Acredito que a vivência democrática é, dentre outras coisas, intrínseca ao ato de enxergar, ouvir e ler o outro. Ou seja, é lendo e conversando que compreendemos o próximo e o lugar que ele ocupa no mundo. Ler Problemas de Gênero, talvez o trabalho mais conhecido de Butler, não implica, necessariamente, em concordar com ela, mas é imprescindível para que (se for caso) se possa discordar de forma civilizada e/ou ver até que ponto sustentamos as nossas próprias ideias. E discordar de forma civilizada significa argumentar de maneira coerente, sem apelar para o uso de tochas, sem agredir, sem resvalar na histeria energúmena dos que não admitem nada diferente de si.
O Brasil é um país de iletrados e, enquanto tal, incapaz de pensar a si próprio e enxergar o outro, pois não dispõe de um aparato não só conceitual, mas também (e consequentemente) prático para tanto. Se as nossas ideias não são ideias, mas grunhidos e esperneios preconceituosos, como é possível fundamentar e sustentar algo parecido com uma democracia, que, por definição, nasce e se alimenta das diferenças e das formas como tais diferenças conversam entre si? Não por acaso, o brasileiro médio – esse monstro – desgosta da democracia e, em casos extremos, nostálgico da ditadura, faz campanha para censurar obras e pessoas das quais discorda e usa qualquer pretexto para acender uma fogueira a fim de queimar aquelas mesmas obras e pessoas.

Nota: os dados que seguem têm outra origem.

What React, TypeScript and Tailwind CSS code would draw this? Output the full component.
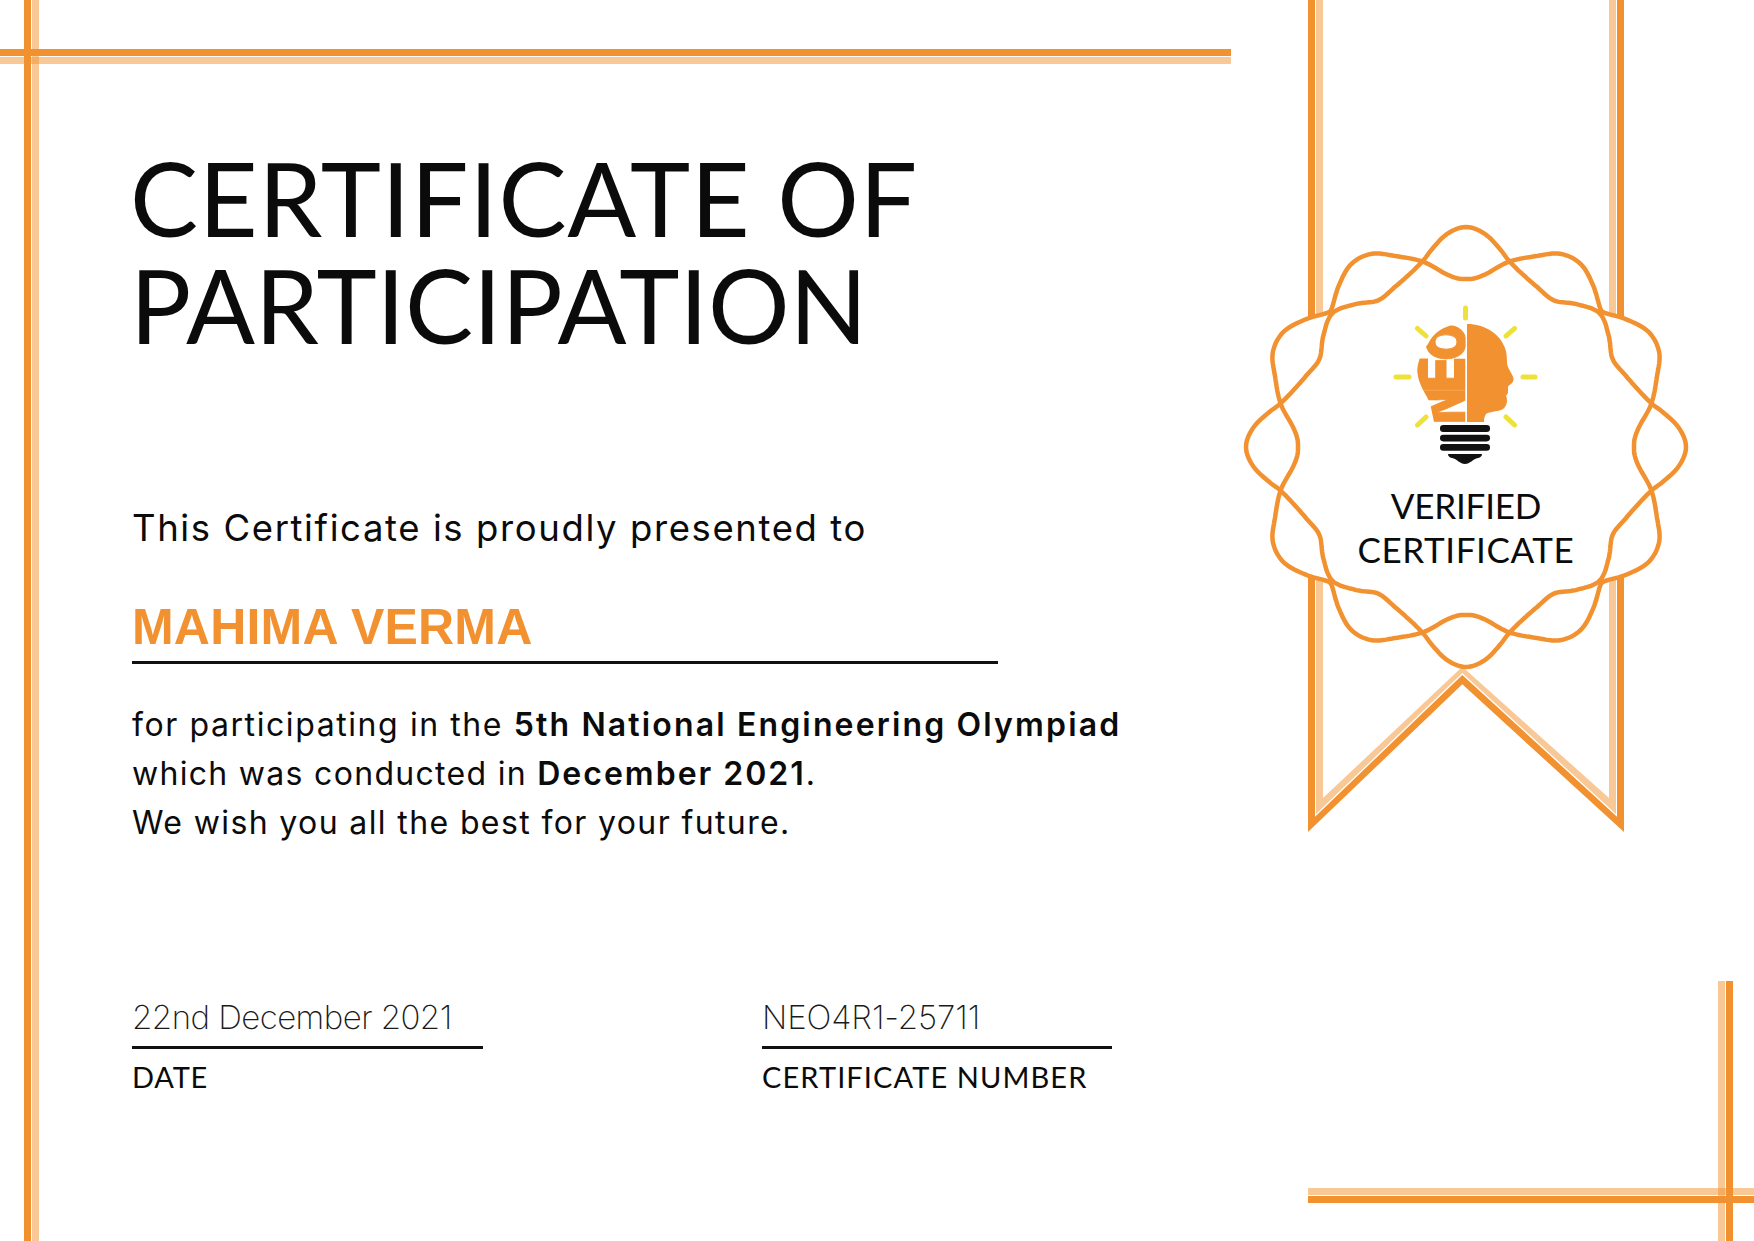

Cada um dos que relinchavam contra Butler diante do SESC Pompeia é, em si, um fim (no sentido de término, morte) da democracia brasileira. Cada um deles encerra uma morte e enterra qualquer possibilidade que teríamos de conviver com um mínimo de racionalidade e afeição para com o outro, por mais diferente que ele seja e/ou pense. Todos são cadáveres que, sem saber, celebram a própria morte, queimando a si próprios no fogo em que julgam obliterar (e no qual tentam atirar) o semelhante.